Without time-based flushing, a single event could sit in the queue indefinitely if no other events are pushed into the queue.
Compression
Compression is super easy to take advantage of but can easily be forgotten. Not all HTTP client libraries compress payloads by default and your backend needs to support your preferred (de)compression encoding. By compressing your payload as gzip using zlib or similar, you can reduce the size your payloads by over 10X from plain text. You can also look into newer formats like Brotli, which can further reduce this by 10 to 20% over gzip.
Set the User-Agent
You should include both the SDK name and also a version in the User-Agent
HTTP header. This allows you to
understand SDK adoption and correlate issues to specific versions. For example, we at Moesif adopted a
standard format libraryname/semvar
across our SDKs so:
const request = require('request');
const pjson = require('../package.json')
request({
headers: {
'User-Agent': 'nodejs/' + pjson.version
},
uri: 'https://api.example.com',
method: 'POST'
}, function (err, res, body) {
//it works!
});
Leverage API analytics
Once you build and publish these SDKs, it’s critical you have the right API analytics in place to measure the performance and utilization of your APIS and see what improvements you can make whether in the SDK or API side such as tweaking batch size or adding more efficient endpoints.
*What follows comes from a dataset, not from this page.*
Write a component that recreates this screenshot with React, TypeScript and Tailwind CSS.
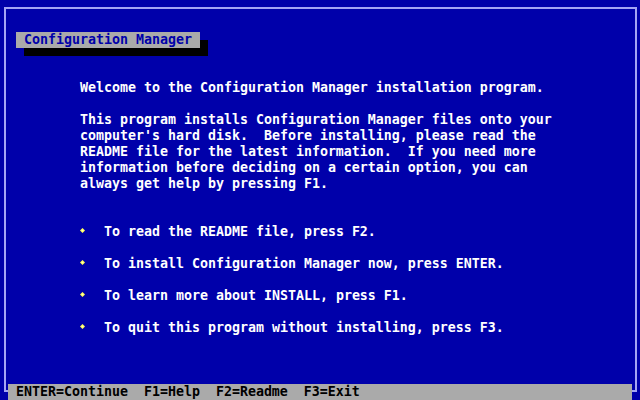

Correctly implemented analytics can give you insights where improvements can be made in pagination or finding endpoints that are incorrectly used.
Document changes
Leverage GitHub’s release process or create a CHANGELOG.md to thoroughly document changes, even if they are minor. When a user of an SDK encounters errors or problems, the first things he or she can check is the changelog and also any tickets filed similar to the issue. Sometimes small changes can break in older or specific environments without you knowing.
Breaking changes should have even more thorough documentation describing what is breaking and how to migrate. You might have some users of your SDK trying to migrate from version 1.X.X to 3.X.X whereas others may migrate from 2.X.X to 3.X.X. Documenting what is needed to finish that migration can be very helpful.